An effective way to activate your audience into feeling something is to make every speech you give a conversation. From the point of view of creating your content, simulate a dialogue. Imagine yourself as the audience asking “who”, “what”, “where”, “why”, and “how” questions. In your speaking, you can actually say: “You might be asking yourself, WHY is this important”; or “Raise your hand if you are curious about HOW this works”. Your aim is to engage your audience in a two-way exchange so that they feel involved. Audience participation is an excellent conduit for this.

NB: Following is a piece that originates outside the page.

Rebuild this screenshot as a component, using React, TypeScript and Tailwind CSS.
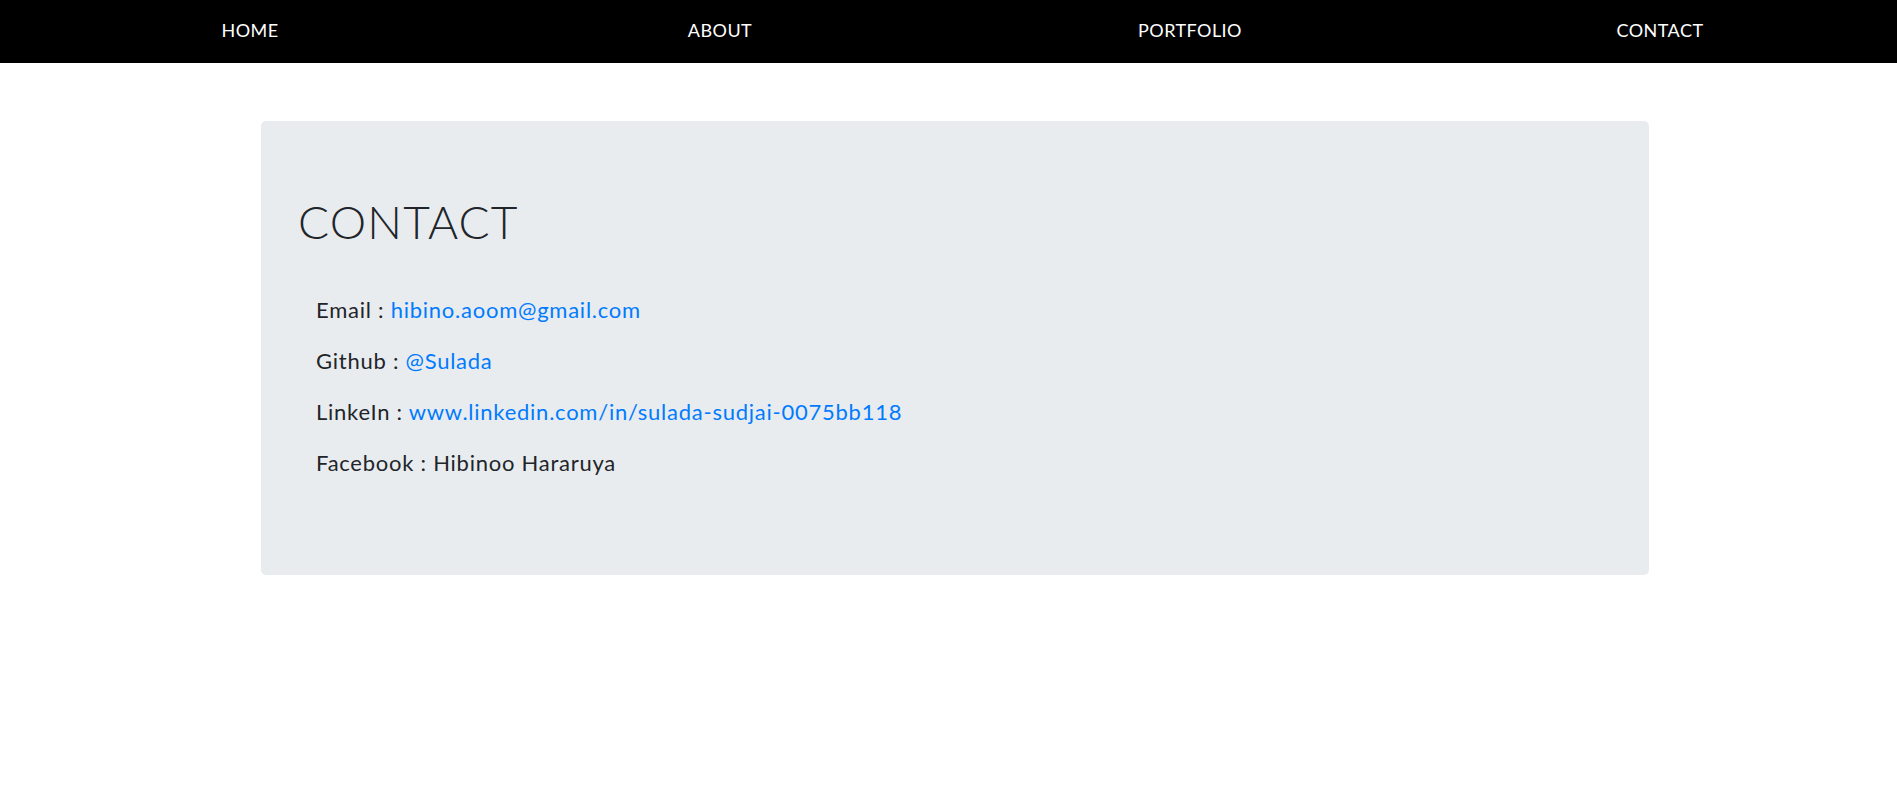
import React from "react";

const font = { fontFamily: "Lato, 'Open Sans', sans-serif" };

export default function App() {
  const nav = ["HOME", "ABOUT", "PORTFOLIO", "CONTACT"];
  return (
    <div className="min-h-[799px] bg-white" style={font}>
      <nav className="h-[63px] bg-black flex items-center pl-[15px] pr-[2px] pb-[3px]">
        {nav.map((n) => (
          <div key={n} className="flex-1 flex justify-center">
            <a className="text-white text-[18px] leading-none tracking-[0.45px]" href="#">
              {n}
            </a>
          </div>
        ))}
      </nav>
      <div className="mt-[58px] ml-[261px] w-[1388px] h-[454px] bg-[#e9ecef] rounded-[5px] pt-[73px] px-[37px]">
        <h1 className="text-[46px] leading-[56px] font-light text-[#212529] tracking-[1.2px]">CONTACT</h1>
        <div className="mt-[34px] ml-[18px] text-[22px] leading-[51px] text-[#212529] tracking-[0.75px]">
          <p>
            Email : <a className="text-[#007bff]" href="#">hibino.aoom@gmail.com</a>
          </p>
          <p>
            Github : <a className="text-[#007bff]" href="#">@Sulada</a>
          </p>
          <p>
            LinkeIn : <a className="text-[#007bff]" href="#">www.linkedin.com/in/sulada-sudjai-0075bb118</a>
          </p>
          <p>Facebook : Hibinoo Hararuya</p>
        </div>
      </div>
    </div>
  );
}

Tension is the enemy of connection

Beyond the suggestions shared so far, the very best one is to release tension whenever it surfaces. If you don’t it will tighten the muscles of your face, neck, chest, and lower body, shrinking your presence, limiting the sound of your voice, and making your body rigid. This will chip away your credibility, undermine your message, and make it much harder to connect with your audiences. To reduce tension, get into the habit of warming up your whole body before you speak and aim to keep it tension-free.

No free lunch

The practical suggestions highlighted here are an excellent starting point for those of you who feel called to make more meaningful connections with your audiences. The key to success with this timely and noble goal is to understand that learning the art of effective leadership speaking takes effort and dedication. There is no free lunch. It involves you doing the work of activating the meaning of your words, creating dialogues instead of monologues, and vanquishing tension. When you’ve mastered these elements, there is a lot more to discover about this remarkable art form, especially as it pertains to speaking online, which is how most of us speak in front of audiences these days. Get curious, never stop learning, and stay committed to improving yourself so that you and a growing number of other leaders and changemakers can help make the world a better place, one speech at a time.